___ Information shown
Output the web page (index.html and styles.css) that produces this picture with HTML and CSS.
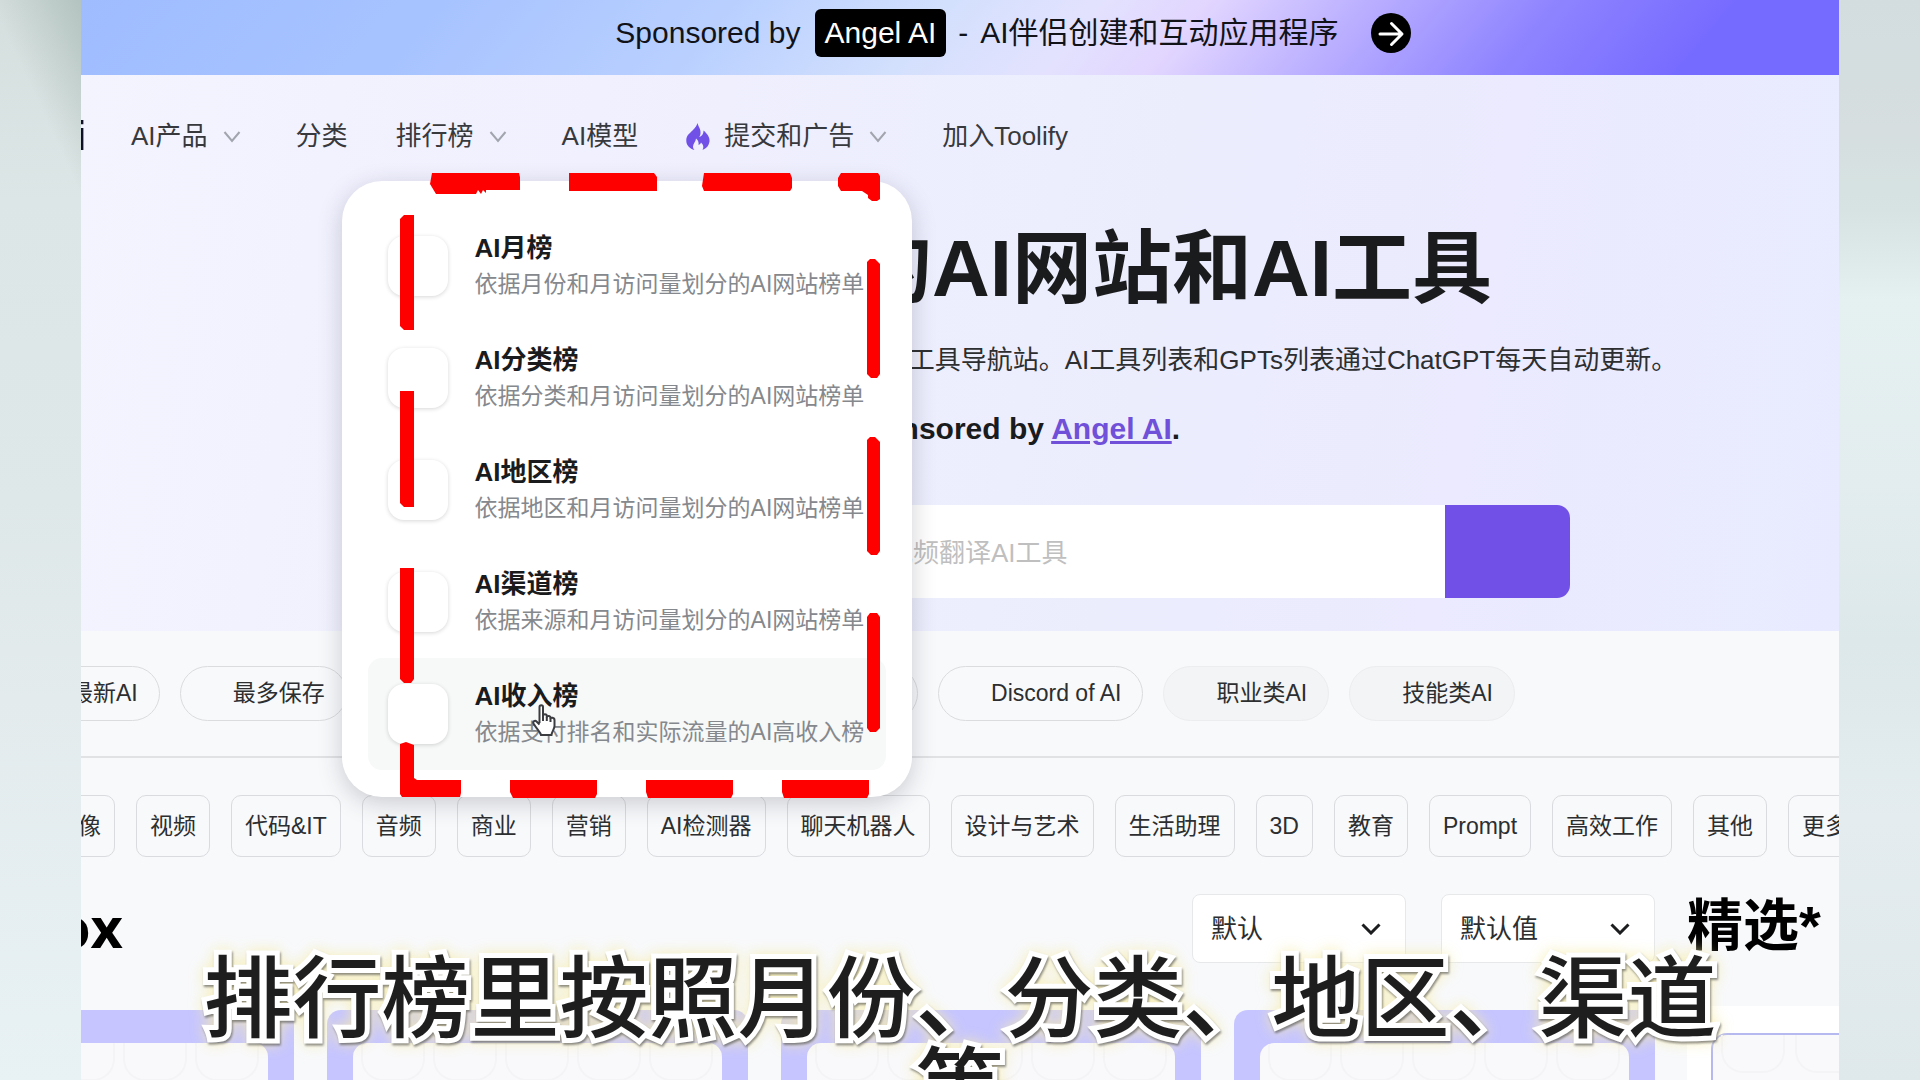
FILE: index.html
```html
<!DOCTYPE html>
<html lang="zh-CN">
<head>
<meta charset="utf-8">
<meta name="viewport" content="width=device-width, initial-scale=1">
<title>Toolify AI 排行榜</title>
<link rel="stylesheet" href="styles.css">
</head>
<body>
<div class="stage">
  <div class="frame">
    <div class="banner">
      <span>Sponsored by</span>
      <a class="banner-brand" href="#">Angel AI</a>
      <span class="banner-dash">-</span>
      <span>AI伴侣创建和互动应用程序</span>
      <a class="banner-go" href="#" aria-label="前往">
        <svg viewBox="0 0 40 40" width="40" height="40"><circle cx="20" cy="20" r="20"/><path d="M9 21H30M20.500 10.500L31 21L20.500 31.500"/></svg>
      </a>
    </div>

    <header class="hero">
      <nav class="nav">
        <span class="logo"><a href="#">Toolify.ai</a></span>
        <ul class="menu">
          <li><a href="#">AI产品</a><svg class="chevron" viewBox="0 0 32 32"><path d="M8.500 12L16 21L23.500 12"/></svg></li>
          <li><a href="#">分类</a></li>
          <li class="has-panel"><a href="#">排行榜</a><svg class="chevron" viewBox="0 0 32 32"><path d="M8.500 12L16 21L23.500 12"/></svg>
            <div class="panel">
              <a class="entry" href="#"><span class="entry-icon"></span><span class="entry-text"><strong>AI月榜</strong><span>依据月份和月访问量划分的AI网站榜单</span></span></a>
              <a class="entry" href="#"><span class="entry-icon"></span><span class="entry-text"><strong>AI分类榜</strong><span>依据分类和月访问量划分的AI网站榜单</span></span></a>
              <a class="entry" href="#"><span class="entry-icon"></span><span class="entry-text"><strong>AI地区榜</strong><span>依据地区和月访问量划分的AI网站榜单</span></span></a>
              <a class="entry" href="#"><span class="entry-icon"></span><span class="entry-text"><strong>AI渠道榜</strong><span>依据来源和月访问量划分的AI网站榜单</span></span></a>
              <a class="entry entry-active" href="#"><span class="entry-icon"></span><span class="entry-text"><strong>AI收入榜</strong><span>依据支付排名和实际流量的AI高收入榜</span></span></a>
            </div>
          </li>
          <li><a href="#">AI模型</a></li>
          <li><svg class="flame" viewBox="0 0 24 27"><path d="M11.500 0C12.500 4 15 6 14.500 10.500C14.400 12 13.800 13 13.200 14C15.500 13.500 17.500 11 17.600 7.500C21.500 11 24 14.500 23.500 18.500C23 22.500 20.500 25.500 16.500 27C18 24.500 17.500 21.500 15 19.500C14.500 21 13.500 21.500 12.500 22C13 19 12 17 10 15.500C10 18.500 7 20.500 7 23.500C7 25 7.500 26 8.500 27C4 25.800 0.500 22.500 0.300 18C0 12.500 3.500 10.500 6.500 7.500C8.800 5.200 10.800 3 11.500 0Z"/></svg><a href="#">提交和广告</a><svg class="chevron" viewBox="0 0 32 32"><path d="M8.500 12L16 21L23.500 12"/></svg></li>
          <li><a href="#">加入Toolify</a></li>
        </ul>
      </nav>
      <div class="hero-body">
        <h1>发现最好的AI网站和AI工具</h1>
        <p class="lead">25908个AI工具和459 个分类，收录全球最好的AI工具导航站。AI工具列表和GPTs列表通过ChatGPT每天自动更新。</p>
        <p class="credit">Sponsored by <a href="#">Angel AI</a>.</p>
        <form class="search">
          <input type="search" aria-label="搜索AI工具" placeholder="输入关键词进行搜索，例如：视频翻译AI工具">
          <button type="button" aria-label="搜索"></button>
        </form>
      </div>
    </header>

    <div class="pills">
      <a href="#">最新AI</a>
      <a href="#">最多保存</a>
      <a href="#">最多使用</a>
      <a href="#">浏览器插件</a>
      <a href="#">AI Apps</a>
      <a href="#">Discord of AI</a>
      <a class="soft" href="#">职业类AI</a>
      <a class="soft" href="#">技能类AI</a>
    </div>

    <div class="tags">
      <a href="#">图像</a>
      <a href="#">视频</a>
      <a href="#">代码&amp;IT</a>
      <a href="#">音频</a>
      <a href="#">商业</a>
      <a href="#">营销</a>
      <a href="#">AI检测器</a>
      <a href="#">聊天机器人</a>
      <a href="#">设计与艺术</a>
      <a href="#">生活助理</a>
      <a href="#">3D</a>
      <a href="#">教育</a>
      <a href="#">Prompt</a>
      <a href="#">高效工作</a>
      <a href="#">其他</a>
      <a href="#">更多</a>
    </div>

    <div class="columns">
      <main class="results">
        <div class="toolbar">
          <h2 class="box-title"><span>Toolbox</span></h2>
          <div class="picker">
            <select aria-label="排序"><option>默认</option></select>
            <svg viewBox="0 0 20 12"><path d="M1.500 1.500L10 10L18.500 1.500"/></svg>
          </div>
          <div class="picker">
            <select aria-label="筛选"><option>默认值</option></select>
            <svg viewBox="0 0 20 12"><path d="M1.500 1.500L10 10L18.500 1.500"/></svg>
          </div>
        </div>
        <div class="cards">
          <div class="card"><div class="thumb"><i></i><i></i><i></i><i></i><i></i></div></div>
          <div class="card"><div class="thumb"><i></i><i></i><i></i><i></i><i></i></div></div>
          <div class="card"><div class="thumb"><i></i><i></i><i></i><i></i><i></i></div></div>
          <div class="card"><div class="thumb"><i></i><i></i><i></i><i></i><i></i></div></div>
        </div>
      </main>
      <aside class="featured">
        <h2>精选*</h2>
        <div class="featured-list"><div class="featured-card"><i></i><i></i></div></div>
      </aside>
    </div>
  </div>

  <svg class="marker" viewBox="0 0 500 640" width="500" height="640" aria-hidden="true">
    <path d="M42 13H129L130 17V30H96V33L93 30L91 34L88 30L86 34H46L40 24Z"/>
    <path d="M179 13H264L267 17V31H179Z"/>
    <path d="M314 13H400L402 18V28L400 31H314L312 26Z"/>
    <path d="M451 13H488L490 16V39L487 41H482L478 38V35L472 31H451L448 26V18Z"/>
    <path d="M14 55H24V170H14L10 166V59Z"/>
    <path d="M10 231H24V347H14L10 343Z"/>
    <path d="M10 408H24V519L21 523H14L10 519Z"/>
    <path d="M10 584L16 582L24 585V618L27 620H71V633L70 637H12L10 634Z"/>
    <path d="M477 102L480 99H485L490 104V214L487 218H481L477 214Z"/>
    <path d="M477 280L480 277H485L490 282V391L487 395H481L477 391Z"/>
    <path d="M477 457L480 453H487L490 457V568L486 572H480L477 568Z"/>
    <path d="M120 620H207V634L205 638H123L120 632Z"/>
    <path d="M256 620H343V634L341 638H258L256 632Z"/>
    <path d="M392 620H479V634L477 638H394L392 632Z"/>
  </svg>

  <svg class="pointer" viewBox="0 0 25 33" width="25" height="33" aria-hidden="true">
    <path d="M7.500 19V3C7.500 0.500 11 0.500 11 3V12C11 9.800 14.800 9.800 14.800 12V13.500C14.800 11.300 18.500 11.500 18.500 14V15C18.500 13 22.500 13.300 22.500 16V22C22.500 25 20 27 19.500 31H9C8.500 28 5 25.500 1.500 19.500C0.500 17.500 3 16 4.500 17.500L7.500 20.500"/>
    <path d="M11 12V17M14.800 13V17M18.500 14.500V18"/>
  </svg>

  <p class="caption">排行榜里按照月份、分类、地区、渠道等</p>
</div>
</body>
</html>
```

FILE: styles.css
```css
* { box-sizing: border-box; }

body {
  margin: 0;
  height: 100vh;
  overflow: hidden;
  font-family: "Liberation Sans", "Noto Sans CJK SC", sans-serif;
  font-size: 26px;
  color: #2c2e30;
}

a { color: inherit; text-decoration: none; }
h1, h2, p, ul { margin: 0; padding: 0; }

.stage {
  position: relative;
  height: 100vh;
  overflow: hidden;
  padding: 0 81px;
  background:
    linear-gradient(65deg, #dfe7e700 55%, #b3c3bf 100%) 0 0 / 81px 260px no-repeat,
    linear-gradient(180deg, #d3dddf 0, #d6dedf 130px, #d6e3e2 210px, #e5f0f1 300px, #e3edef 480px, #dde8eb 640px, #e4ecef 820px, #dfe8eb 100%) 100% 0 / 81px 100% no-repeat,
    linear-gradient(180deg, #d5dfde 0, #dde6e6 200px, #dfe8e8 500px, #e3ebed 700px, #e8f1f4 100%);
}

.frame {
  position: relative;
  height: 100vh;
  overflow: hidden;
  background: #f8f9fb;
}

/* sponsor strip */
.banner {
  display: flex;
  align-items: center;
  justify-content: center;
  height: 75px;
  padding: 0 0 10px 106px;
  font-size: 30px;
  line-height: 48px;
  color: #111318;
  white-space: nowrap;
  background: linear-gradient(130deg, #9fbcff 0, #a7c3ff 20%, #b9d0ff 36%, #d3e0fd 48%, #e3e2fe 56%, #e2d6ff 62%, #b9aeff 71%, #8f84ff 81%, #766bff 91%, #766bff 100%);
}
.banner-brand {
  margin: 0 12px 0 14px;
  padding: 0 10px;
  border-radius: 6px;
  background: #000;
  color: #fff;
}
.banner-dash { margin-right: 12px; }
.banner-go { display: flex; margin-left: 32px; }
.banner-go path { fill: none; stroke: #fff; stroke-width: 3; stroke-linecap: round; stroke-linejoin: round; }

/* hero */
.hero { background: linear-gradient(100deg, #f4f4ff 0, #efeffe 35%, #ebedfd 60%, #ebeafe 78%, #e8ebff 100%); }
.nav {
  display: flex;
  align-items: center;
  height: 122px;
  line-height: 40px;
  color: #37393d;
}
.logo {
  display: flex;
  justify-content: flex-end;
  flex: 0 0 5px;
  overflow: hidden;
  font-size: 40px;
  font-weight: 700;
  color: #111;
}
.menu {
  display: flex;
  align-items: center;
  gap: 48px;
  margin-left: 45px;
  list-style: none;
  white-space: nowrap;
}
.menu li { display: flex; align-items: center; }
.chevron { width: 32px; height: 32px; margin-left: 8px; fill: none; stroke: #a2a5ad; stroke-width: 2; }
.flame { width: 24px; height: 27px; margin-right: 14px; fill: #7050e6; }
.has-panel { position: relative; }

/* ranking menu */
.panel {
  position: absolute;
  z-index: 5;
  top: 65px;
  left: -54px;
  width: 570px;
  padding: 29px 26px 27px;
  border-radius: 40px;
  background: #fff;
  box-shadow: 0 6px 24px rgba(40, 44, 60, .22);
}
.entry {
  display: flex;
  align-items: center;
  gap: 27px;
  height: 112px;
  padding: 0 20px;
  border-radius: 14px;
}
.entry-active { background: #f7f8f8; }
.entry-icon {
  flex: 0 0 60px;
  height: 60px;
  border-radius: 16px;
  background: #fff;
  box-shadow: 0 1px 4px rgba(0, 0, 0, .16);
}
.entry-text { display: grid; font-size: 23px; line-height: 36px; color: #85888d; }
.entry-text strong { font-size: 26px; color: #1a1b1c; }

.hero-body {
  display: flex;
  flex-direction: column;
  align-items: center;
  padding: 25px 0 33px 104px;
  white-space: nowrap;
}
h1 { font-size: 80px; line-height: 94px; color: #1a1b1c; }
.lead { margin-top: 24px; line-height: 40px; }
.credit { margin-top: 29px; font-size: 30px; font-weight: 700; line-height: 40px; color: #1a1b1c; }
.credit a { color: #7050d8; text-decoration: underline; }
.search {
  display: flex;
  width: 1116px;
  height: 93px;
  margin-top: 56px;
  border-radius: 13px;
  overflow: hidden;
}
.search input {
  flex: 1;
  border: 0;
  padding: 4px 24px 0 95px;
  font: inherit;
  background: #fff;
}
.search input::placeholder { color: #bfbfbf; }
.search button { width: 125px; border: 0; background: #7050e6; }

/* quick filters */
.pills {
  display: flex;
  gap: 20px;
  padding: 35px 0;
  border-bottom: 2px solid #e0e2e4;
  font-size: 23px;
  white-space: nowrap;
}
.pills a {
  flex: none;
  padding: 0 21px 0 52px;
  line-height: 53px;
  border: 1px solid #dadcde;
  border-radius: 28px;
}
.pills a:first-child { margin-left: -64px; }
.pills .soft { background: #f3f4f5; border-color: #ebedee; }

.tags {
  display: flex;
  gap: 21px;
  padding: 37px 0;
  font-size: 23px;
  white-space: nowrap;
}
.tags a {
  flex: none;
  padding: 0 13px;
  line-height: 60px;
  border: 1px solid #d9dbde;
  border-radius: 10px;
}
.tags a:first-child { margin-left: -40px; }

/* listing */
.columns { display: grid; grid-template-columns: minmax(0, 1fr) 152px; gap: 32px; }
.toolbar { display: flex; gap: 35px; height: 69px; }
.box-title {
  display: flex;
  align-items: center;
  justify-content: flex-end;
  width: 42px;
  margin-right: auto;
  overflow: hidden;
  font-family: "Open Sans", sans-serif;
  font-size: 56px;
  line-height: 64px;
  height: 64px;
  color: #000;
}
.picker { position: relative; width: 214px; }
.picker select {
  appearance: none;
  width: 100%;
  height: 100%;
  padding: 0 18px;
  border: 1px solid #e6e8ea;
  border-radius: 8px;
  background: #fff;
  font: inherit;
  color: inherit;
}
.picker svg {
  position: absolute;
  top: 29px;
  right: 25px;
  width: 20px;
  height: 12px;
  fill: none;
  stroke: #1c1d1f;
  stroke-width: 3;
  pointer-events: none;
}
.cards {
  display: grid;
  grid-template-columns: repeat(4, 1fr);
  gap: 33px;
  margin: 47px 0 0 -208px;
}
.card { padding: 33px 26px; border-radius: 14px; background: #c6c5ff; }
.thumb {
  display: flex;
  gap: 8px;
  height: 240px;
  padding-left: 8px;
  border-radius: 14px;
  overflow: hidden;
  background: #f9f9fb;
}
.thumb i, .featured-card i { flex: 0 0 64px; height: 38px; border: 2px solid #f4f4f6; border-top: 0; border-radius: 0 0 22px 22px; }

.featured h2 { font-size: 56px; line-height: 64px; white-space: nowrap; color: #000; }
.featured-list { margin-top: 48px; padding: 27px 0 0 24px; background: #fff; overflow: hidden; }
.featured-card {
  display: flex;
  gap: 10px;
  width: 360px;
  height: 240px;
  padding-left: 8px;
  border: 2px solid #b5b9ef;
  border-radius: 16px;
  background: #f9f9fb;
}

/* annotation layer */
.marker { position: absolute; z-index: 6; left: 390px; top: 160px; fill: #f00; }
.pointer { position: absolute; z-index: 7; left: 532px; top: 704px; fill: #fff; stroke: #3a3c40; stroke-width: 2; }
.pointer path + path { fill: none; }
.caption {
  position: absolute;
  z-index: 8;
  top: 946px;
  left: 50%;
  width: 1520px;
  margin-left: -760px;
  font-family: "Noto Sans CJK SC", sans-serif;
  font-size: 89px;
  font-weight: 500;
  line-height: 91px;
  text-align: center;
  color: #1e1e1e;
  -webkit-text-stroke: 10px #fff;
  paint-order: stroke fill;
  filter: drop-shadow(1px 2px 1px rgba(70, 70, 70, .6)) drop-shadow(0 0 7px rgba(246, 236, 170, .8));
}
```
______
• Your objective
Write out every line of the listing that holds the word "styles".

• Output of the task
Output the web page (index.html and styles.css) that produces this picture with HTML and CSS.
<link rel="stylesheet" href="styles.css">
FILE: styles.css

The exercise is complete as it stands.